Of course, Logan wins some points simply because of how sad the ending of their relationship was. The unfinished business trope gets the people (me) every time. But naturally, Jess has something going for him on that front as well. The wild ride that the viewers of Gilmore Girls were put through in Season 3 was absolutely unparalleled to any other season (except for possibly the Yale drop-out arc) starting out so well with the beginning of their relationship and taking a horrifyingly fast down-turn. One minute Jess and Rory were sharing their thoughts on Dave Rygalski, the next he and Dean were fighting at the house party.
And then, because Amy Sherman-Palladino has a few sadistic tendencies (as all TV writers should, honestly) Rory and Jess never really talked about their relationship. Next thing we knew, he was in California and she was calling him at graduation telling him she wasn’t going to pine over him. Thanks for letting us know girl! But Jess’ return in the later seasons only really results in him reprimanding her for dropping out of Yale and criticizing Logan for owning a Porsche (legitimate critique that was later reiterated by Paris in the infamous doorway scene.) The fact that Jess and Rory’s relationship never had any sense of closure left the audience itching for more. More of Jess, more of Jess and Rory, more of everything.

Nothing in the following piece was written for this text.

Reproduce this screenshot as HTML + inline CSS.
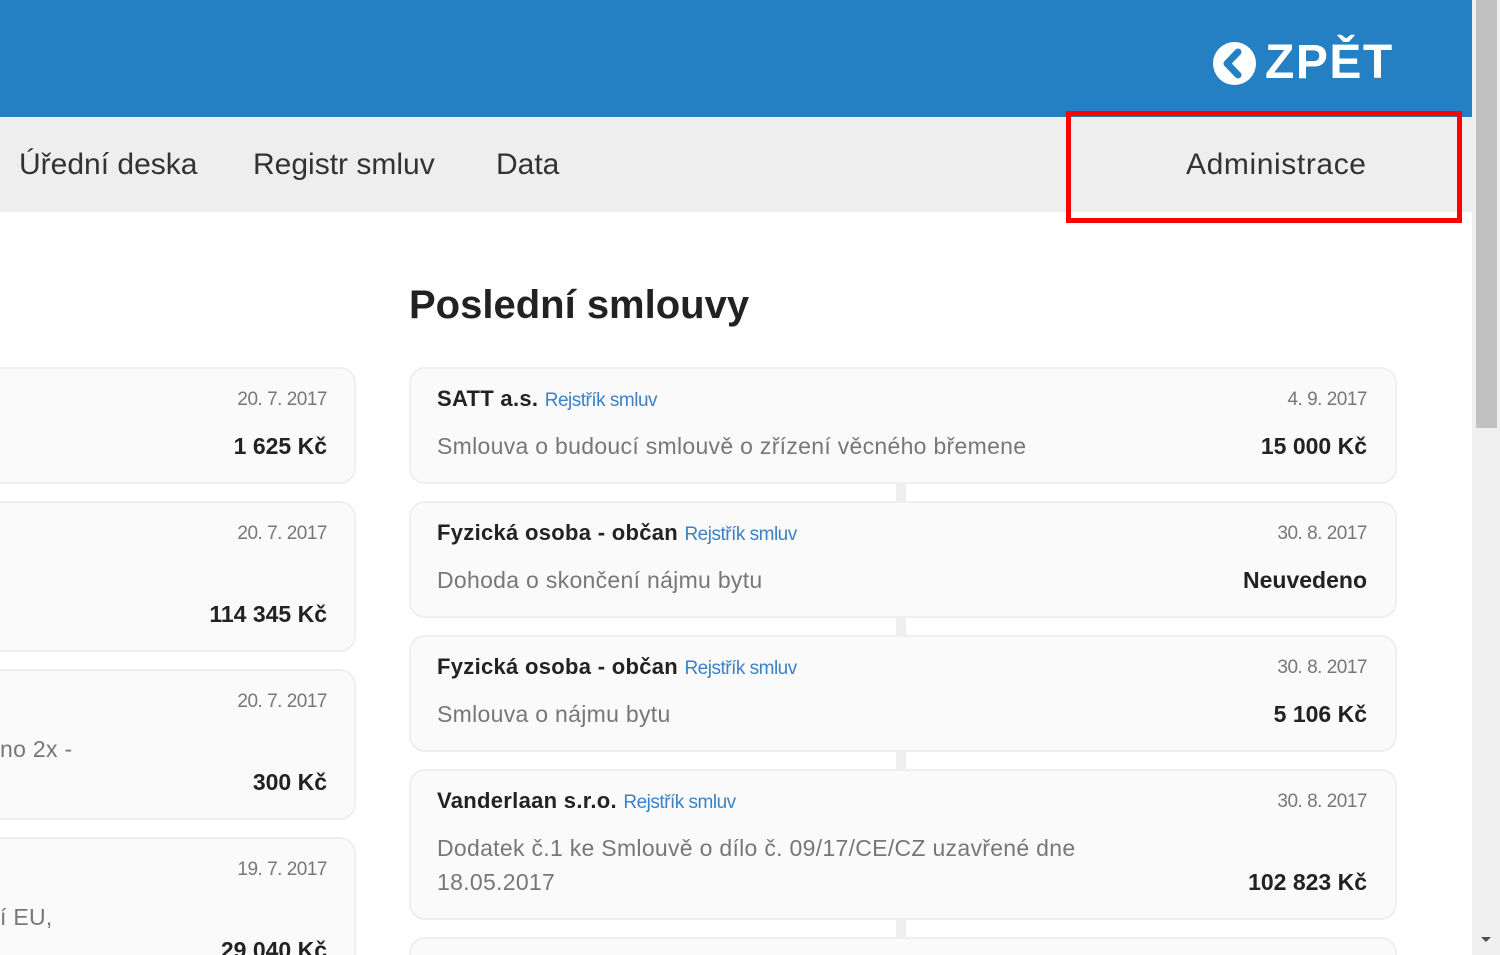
<!DOCTYPE html>
<html style="width:1500px;height:955px;overflow:hidden"><head><meta charset="utf-8"><style>
*{margin:0;padding:0;box-sizing:border-box}
body{width:1500px;height:955px;overflow:hidden;background:#fff;font-family:"Liberation Sans",sans-serif;position:relative}
.a{position:absolute;white-space:nowrap}
.card{position:absolute;background:#fafafa;border:2px solid #efefef;border-radius:16px}
.conn{position:absolute;left:896px;width:10px;background:#eeeeee}
.t{font-size:22px;color:#222;font-weight:bold;letter-spacing:0.3px}
.l{font-size:19px;color:#3a82c8;font-weight:normal;letter-spacing:-0.5px}
.d{font-size:23px;color:#777;letter-spacing:0.3px}
.dt{font-size:19px;color:#777;letter-spacing:-0.5px}
.m{font-size:23px;color:#222;font-weight:bold}
.r{text-align:right}
.n{font-size:30px;color:#333}
</style></head><body>
<div class="a" style="left:0;top:0;width:1472px;height:117px;background:#2580c3"></div>
<svg class="a" style="left:1212px;top:41px" width="45" height="45" viewBox="0 0 45 45"><circle cx="22.5" cy="22.5" r="21.5" fill="#fff"/><path d="M26 11 L15 22.5 L26 34" stroke="#2580c3" stroke-width="7" fill="none" stroke-linecap="round" stroke-linejoin="round"/></svg>
<div class="a" style="left:1265px;top:35px;font-size:48px;font-weight:bold;color:#fff;letter-spacing:1.5px">ZPĚT</div>
<div class="a" style="left:0;top:117px;width:1472px;height:95px;background:#eeeeee"></div>
<div class="a n" style="left:19px;top:148px">Úřední deska</div>
<div class="a n" style="left:253px;top:148px">Registr smluv</div>
<div class="a n" style="left:496px;top:148px">Data</div>
<div class="a n" style="left:1186px;top:148px;letter-spacing:0.6px">Administrace</div>
<div class="a" style="left:1066px;top:111px;width:396px;height:112px;border:5px solid #f00"></div>
<div class="a" style="left:1472px;top:0;width:28px;height:955px;background:#f0f0f0"></div>
<div class="a" style="left:1476px;top:0;width:21px;height:428px;background:#c1c1c1"></div>
<div class="a" style="left:1481px;top:937px;width:0;height:0;border-left:5px solid transparent;border-right:5px solid transparent;border-top:5px solid #505050"></div>

<div class="a" style="left:409px;top:283px;font-size:40px;font-weight:bold;color:#222">Poslední smlouvy</div>

<!-- left column -->
<div class="card" style="left:-20px;top:367px;width:376px;height:117px"></div>
<div class="a dt r" style="left:100px;width:227px;top:389px">20. 7. 2017</div>
<div class="a m r" style="left:100px;width:227px;top:433px">1 625 Kč</div>
<div class="card" style="left:-20px;top:501px;width:376px;height:151px"></div>
<div class="a dt r" style="left:100px;width:227px;top:523px">20. 7. 2017</div>
<div class="a m r" style="left:100px;width:227px;top:601px">114 345 Kč</div>
<div class="card" style="left:-20px;top:669px;width:376px;height:151px"></div>
<div class="a dt r" style="left:100px;width:227px;top:691px">20. 7. 2017</div>
<div class="a d" style="left:0;top:736px">no 2x -</div>
<div class="a m r" style="left:100px;width:227px;top:769px">300 Kč</div>
<div class="card" style="left:-20px;top:837px;width:376px;height:151px"></div>
<div class="a dt r" style="left:100px;width:227px;top:859px">19. 7. 2017</div>
<div class="a d" style="left:0;top:904px">í EU,</div>
<div class="a m r" style="left:100px;width:227px;top:937px">29 040 Kč</div>

<!-- right column -->
<div class="conn" style="top:480px;height:25px"></div>
<div class="conn" style="top:614px;height:25px"></div>
<div class="conn" style="top:748px;height:25px"></div>
<div class="conn" style="top:916px;height:25px"></div>

<div class="card" style="left:409px;top:367px;width:988px;height:117px"></div>
<div class="a t" style="left:437px;top:386px">SATT a.s. <span class="l">Rejstřík smluv</span></div>
<div class="a dt r" style="left:1100px;width:267px;top:389px">4. 9. 2017</div>
<div class="a d" style="left:437px;top:433px">Smlouva o budoucí smlouvě o zřízení věcného břemene</div>
<div class="a m r" style="left:1100px;width:267px;top:433px">15 000 Kč</div>

<div class="card" style="left:409px;top:501px;width:988px;height:117px"></div>
<div class="a t" style="left:437px;top:520px">Fyzická osoba - občan <span class="l">Rejstřík smluv</span></div>
<div class="a dt r" style="left:1100px;width:267px;top:523px">30. 8. 2017</div>
<div class="a d" style="left:437px;top:567px">Dohoda o skončení nájmu bytu</div>
<div class="a m r" style="left:1100px;width:267px;top:567px">Neuvedeno</div>

<div class="card" style="left:409px;top:635px;width:988px;height:117px"></div>
<div class="a t" style="left:437px;top:654px">Fyzická osoba - občan <span class="l">Rejstřík smluv</span></div>
<div class="a dt r" style="left:1100px;width:267px;top:657px">30. 8. 2017</div>
<div class="a d" style="left:437px;top:701px">Smlouva o nájmu bytu</div>
<div class="a m r" style="left:1100px;width:267px;top:701px">5 106 Kč</div>

<div class="card" style="left:409px;top:769px;width:988px;height:151px"></div>
<div class="a t" style="left:437px;top:788px">Vanderlaan s.r.o. <span class="l">Rejstřík smluv</span></div>
<div class="a dt r" style="left:1100px;width:267px;top:791px">30. 8. 2017</div>
<div class="a d" style="left:437px;top:835px">Dodatek č.1 ke Smlouvě o dílo č. 09/17/CE/CZ uzavřené dne</div>
<div class="a d" style="left:437px;top:869px">18.05.2017</div>
<div class="a m r" style="left:1100px;width:267px;top:869px">102 823 Kč</div>

<div class="card" style="left:409px;top:937px;width:988px;height:18px;border-bottom:none;border-radius:16px 16px 0 0"></div>
</body></html>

Jess Mariano is a highly complicated man, and while I personally identify with Team Logan, I can’t make any claim to imply that the sheer fascination with him as a person, and thus their relationship, has zero legitimacy. He is by far the most intriguing love interest, and possibly even the most intriguing male on the show, or maybe even the planet.
That being said, I find it hard to ignore his poor treatment of Rory through Season 3, his borderline obsessive competition with Dean, and the scene in Kyle’s bedroom (you know what I’m referring to). Even if he made some points during his return in the scene with Rory and Logan, he still falls short in many other ways. After all, as Lane Kim once wisely said in Season 4, Episode 22, “It’s part of why he’s so cute. He’s unpredictable.” Thank you for the input, Lane.